Friday, May 10, 2019

I Was Born In Jerusalem, Deported To Babylon


An engraving with a royal inscription of Nebuchadnezzar II. 
(Public Domain, https://commons.wikimedia.org/w/index.php?curid=1311723)


As our nation continues to slide from a post-Christian nation to an anti-Christian nation, I cannot help but feel I was born in Jerusalem, deported to Babylon.  

I can remember when stores were regularly closed on Sunday, and the Bible was read in public schools. Abortion was not only illegal, but unthinkable. Now we’re legalizing infanticide. Homosexuality was hidden. Today it has moved past normalization to proliferation. Tired of being a boy? Be a girl. 

In this hour, it is good to revisit God’s message (in Jeremiah 29) to “people Nebuchadnezzar had carried into exile from Jerusalem to Babylon.” Verse 4 reveals that God was behind it: “This is what the Lord Almighty, the God of Israel, says to all those I carried into exile from Jerusalem to Babylon.” It was God’s discipline, for God's reasons.  

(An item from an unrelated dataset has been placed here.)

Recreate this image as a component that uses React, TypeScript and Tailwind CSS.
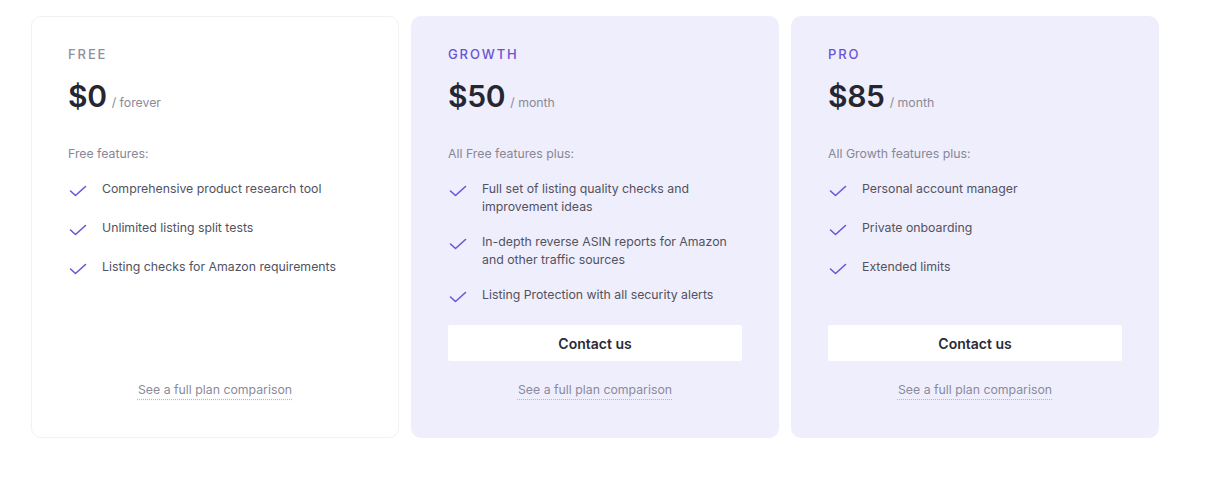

So, what do we do in our Babylon? Sit in despair under a juniper tree and weep?

Here’s what the Lord told the Israelites:

“Build houses and settle down; plant gardens and eat what they produce. Marry and have sons and daughters; find wives for your sons and give your daughters in marriage, so that they too may have sons and daughters. Increase in number there; do not decrease. Also, seek the peace and prosperity of the city to which I have carried you into exile. Pray to the Lord for it, because if it prospers, you too will prosper.”

Be productive? Work? Bless the pagan city?

I appreciate Jodi Hasbrouck’s comments on verse 11, which is usually quoted apart from its context: “For I know the plans I have for you,” declares the Lord, “plans to prosper you and not to harm you, plans to give you hope and a future.“

Hasbrouck writes: “In the midst of your suffering, cling to Jeremiah 29:11, but cling to it for the right reason: not in the false hope that God will take away your suffering, but in the true, gospel confidence that he will give you hope in the midst of it.”

“Sometimes,” Jodi says, “trials are of our own doing; sometimes they’re the work of Satan; sometimes they’re just an effect of living in a broken world. Regardless of the source, they're always an opportunity to know God better.”

And an opportunity to bless a pagan nation. As Daniel did, working in a civil service job.